Output nothing but the lines from the one with "Emit a component" through the one with "import React from 'react';", including both. Leave the pictures out of the copy.

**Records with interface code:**
** begin **
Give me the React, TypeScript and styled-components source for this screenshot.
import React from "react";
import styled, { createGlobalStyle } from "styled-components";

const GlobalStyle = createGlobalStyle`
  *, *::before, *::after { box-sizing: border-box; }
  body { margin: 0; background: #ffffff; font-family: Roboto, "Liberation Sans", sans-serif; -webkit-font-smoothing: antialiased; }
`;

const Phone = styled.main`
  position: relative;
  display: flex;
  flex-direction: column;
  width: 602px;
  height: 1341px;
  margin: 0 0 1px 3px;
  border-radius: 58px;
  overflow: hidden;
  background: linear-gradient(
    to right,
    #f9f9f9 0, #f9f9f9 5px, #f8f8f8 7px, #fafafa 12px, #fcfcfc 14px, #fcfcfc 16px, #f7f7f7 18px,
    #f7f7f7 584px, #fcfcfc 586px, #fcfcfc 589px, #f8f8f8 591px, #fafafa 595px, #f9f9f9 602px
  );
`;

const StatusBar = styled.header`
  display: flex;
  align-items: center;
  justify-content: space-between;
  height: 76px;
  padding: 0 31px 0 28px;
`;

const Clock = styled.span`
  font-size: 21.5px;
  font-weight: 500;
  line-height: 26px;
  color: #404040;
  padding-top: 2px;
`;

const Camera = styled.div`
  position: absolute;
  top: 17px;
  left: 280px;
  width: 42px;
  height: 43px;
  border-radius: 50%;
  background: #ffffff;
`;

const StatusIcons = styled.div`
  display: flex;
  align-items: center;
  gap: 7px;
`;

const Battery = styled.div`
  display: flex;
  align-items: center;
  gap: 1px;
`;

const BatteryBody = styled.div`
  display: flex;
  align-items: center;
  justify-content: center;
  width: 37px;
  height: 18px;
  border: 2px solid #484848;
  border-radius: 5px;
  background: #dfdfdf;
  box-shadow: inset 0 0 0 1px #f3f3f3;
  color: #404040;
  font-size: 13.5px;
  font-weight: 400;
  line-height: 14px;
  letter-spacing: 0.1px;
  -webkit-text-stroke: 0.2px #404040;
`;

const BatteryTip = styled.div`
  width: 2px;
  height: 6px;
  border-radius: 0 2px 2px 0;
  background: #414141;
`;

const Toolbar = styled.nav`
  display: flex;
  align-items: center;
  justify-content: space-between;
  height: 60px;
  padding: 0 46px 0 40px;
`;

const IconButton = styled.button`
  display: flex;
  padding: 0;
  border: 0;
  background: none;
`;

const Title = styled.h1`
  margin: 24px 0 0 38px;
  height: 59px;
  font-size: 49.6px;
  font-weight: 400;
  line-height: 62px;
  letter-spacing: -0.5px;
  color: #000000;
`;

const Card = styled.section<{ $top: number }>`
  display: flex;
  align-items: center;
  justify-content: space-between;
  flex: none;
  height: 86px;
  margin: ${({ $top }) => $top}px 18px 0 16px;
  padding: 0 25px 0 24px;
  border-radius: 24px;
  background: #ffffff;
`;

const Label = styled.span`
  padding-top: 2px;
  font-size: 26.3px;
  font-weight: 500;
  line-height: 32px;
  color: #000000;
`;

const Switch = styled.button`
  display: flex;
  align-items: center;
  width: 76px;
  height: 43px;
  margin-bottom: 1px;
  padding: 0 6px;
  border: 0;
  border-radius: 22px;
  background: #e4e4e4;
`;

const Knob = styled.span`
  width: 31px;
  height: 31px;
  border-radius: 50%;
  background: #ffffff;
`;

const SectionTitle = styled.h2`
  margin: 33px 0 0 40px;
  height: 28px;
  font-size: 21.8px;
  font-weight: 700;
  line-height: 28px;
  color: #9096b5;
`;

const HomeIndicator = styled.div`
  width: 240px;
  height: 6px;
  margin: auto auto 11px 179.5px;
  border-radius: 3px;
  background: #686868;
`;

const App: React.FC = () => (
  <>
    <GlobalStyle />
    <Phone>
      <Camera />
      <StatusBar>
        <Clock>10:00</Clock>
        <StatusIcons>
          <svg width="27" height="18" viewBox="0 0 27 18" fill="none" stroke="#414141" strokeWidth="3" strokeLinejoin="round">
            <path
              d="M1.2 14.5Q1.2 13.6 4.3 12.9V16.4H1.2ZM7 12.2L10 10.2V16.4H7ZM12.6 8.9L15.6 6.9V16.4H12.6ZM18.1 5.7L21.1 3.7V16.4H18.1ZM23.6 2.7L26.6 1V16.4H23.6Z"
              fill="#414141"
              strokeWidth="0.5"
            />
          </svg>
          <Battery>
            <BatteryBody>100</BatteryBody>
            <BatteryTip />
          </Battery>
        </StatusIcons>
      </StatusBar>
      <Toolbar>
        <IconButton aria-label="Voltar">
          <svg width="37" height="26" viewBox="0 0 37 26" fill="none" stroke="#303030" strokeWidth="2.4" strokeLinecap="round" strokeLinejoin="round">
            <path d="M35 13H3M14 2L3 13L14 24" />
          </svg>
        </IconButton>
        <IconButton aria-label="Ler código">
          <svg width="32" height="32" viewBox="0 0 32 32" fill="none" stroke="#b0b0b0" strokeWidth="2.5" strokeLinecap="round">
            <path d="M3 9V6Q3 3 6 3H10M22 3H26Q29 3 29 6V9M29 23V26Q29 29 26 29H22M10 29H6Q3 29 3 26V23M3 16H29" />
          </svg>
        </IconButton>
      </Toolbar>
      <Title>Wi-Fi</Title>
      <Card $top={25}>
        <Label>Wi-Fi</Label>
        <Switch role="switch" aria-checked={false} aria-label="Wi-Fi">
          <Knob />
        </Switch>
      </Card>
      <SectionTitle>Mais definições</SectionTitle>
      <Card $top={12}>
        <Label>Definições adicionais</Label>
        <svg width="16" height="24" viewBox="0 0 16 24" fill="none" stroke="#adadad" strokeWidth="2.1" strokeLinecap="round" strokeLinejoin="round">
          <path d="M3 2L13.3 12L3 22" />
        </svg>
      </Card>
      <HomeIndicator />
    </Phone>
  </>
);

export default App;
** end **
** begin **
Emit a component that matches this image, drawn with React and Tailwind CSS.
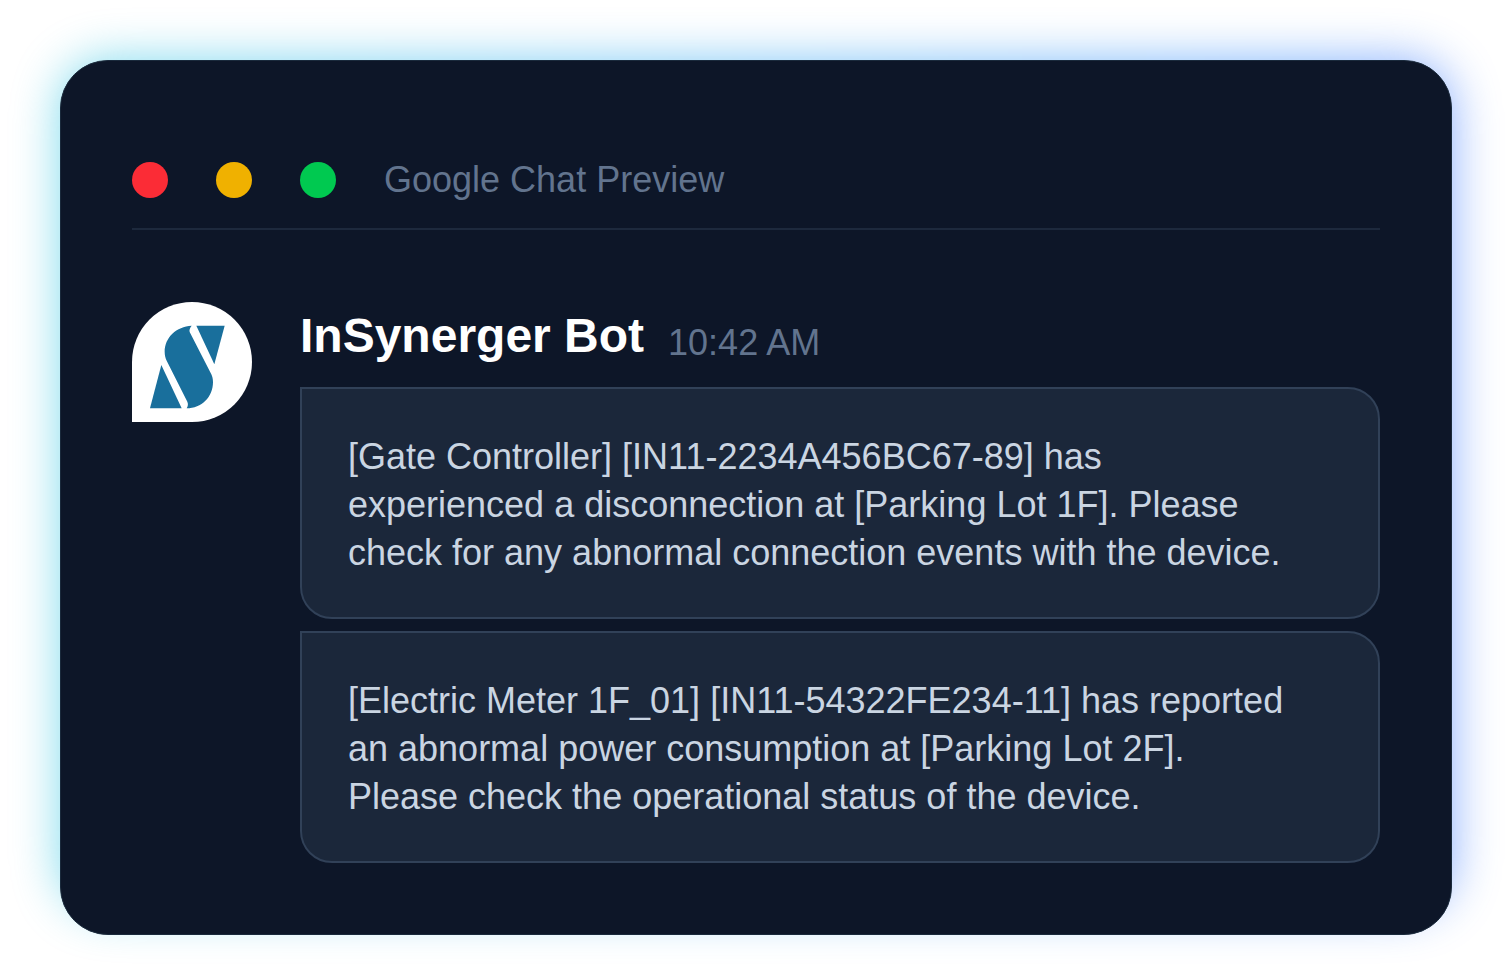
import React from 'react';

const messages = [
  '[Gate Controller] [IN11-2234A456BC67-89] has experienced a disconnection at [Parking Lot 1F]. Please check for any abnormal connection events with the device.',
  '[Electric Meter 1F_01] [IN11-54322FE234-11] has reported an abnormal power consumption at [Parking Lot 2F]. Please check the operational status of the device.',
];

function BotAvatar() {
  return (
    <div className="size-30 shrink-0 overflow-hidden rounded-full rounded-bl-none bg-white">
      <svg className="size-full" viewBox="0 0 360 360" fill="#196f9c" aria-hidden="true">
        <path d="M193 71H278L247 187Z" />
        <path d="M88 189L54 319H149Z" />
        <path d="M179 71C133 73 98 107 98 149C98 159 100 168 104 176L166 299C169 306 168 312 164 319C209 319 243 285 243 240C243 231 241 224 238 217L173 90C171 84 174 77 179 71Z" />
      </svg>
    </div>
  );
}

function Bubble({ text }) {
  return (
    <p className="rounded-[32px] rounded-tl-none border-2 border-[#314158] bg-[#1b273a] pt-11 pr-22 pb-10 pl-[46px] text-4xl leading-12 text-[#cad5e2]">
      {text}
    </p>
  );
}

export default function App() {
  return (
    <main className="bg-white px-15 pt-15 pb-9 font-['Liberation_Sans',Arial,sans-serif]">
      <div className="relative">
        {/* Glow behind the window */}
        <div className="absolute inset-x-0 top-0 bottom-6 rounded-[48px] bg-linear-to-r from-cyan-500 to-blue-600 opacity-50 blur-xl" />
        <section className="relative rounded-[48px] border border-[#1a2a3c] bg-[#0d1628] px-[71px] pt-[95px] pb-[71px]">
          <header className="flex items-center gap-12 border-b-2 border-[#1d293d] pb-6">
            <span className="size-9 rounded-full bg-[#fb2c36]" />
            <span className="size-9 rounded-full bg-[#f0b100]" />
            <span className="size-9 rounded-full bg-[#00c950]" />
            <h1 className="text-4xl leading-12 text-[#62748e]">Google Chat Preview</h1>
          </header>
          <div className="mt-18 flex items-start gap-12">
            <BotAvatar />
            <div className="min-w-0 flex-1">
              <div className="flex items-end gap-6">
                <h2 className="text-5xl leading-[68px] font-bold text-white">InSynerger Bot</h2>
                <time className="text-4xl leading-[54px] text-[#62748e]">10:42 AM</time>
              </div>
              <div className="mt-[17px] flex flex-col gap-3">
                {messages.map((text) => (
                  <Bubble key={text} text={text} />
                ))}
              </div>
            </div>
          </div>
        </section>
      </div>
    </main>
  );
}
** end **
**Finished task:**
Emit a component that matches this image, drawn with React and Tailwind CSS.
import React from 'react';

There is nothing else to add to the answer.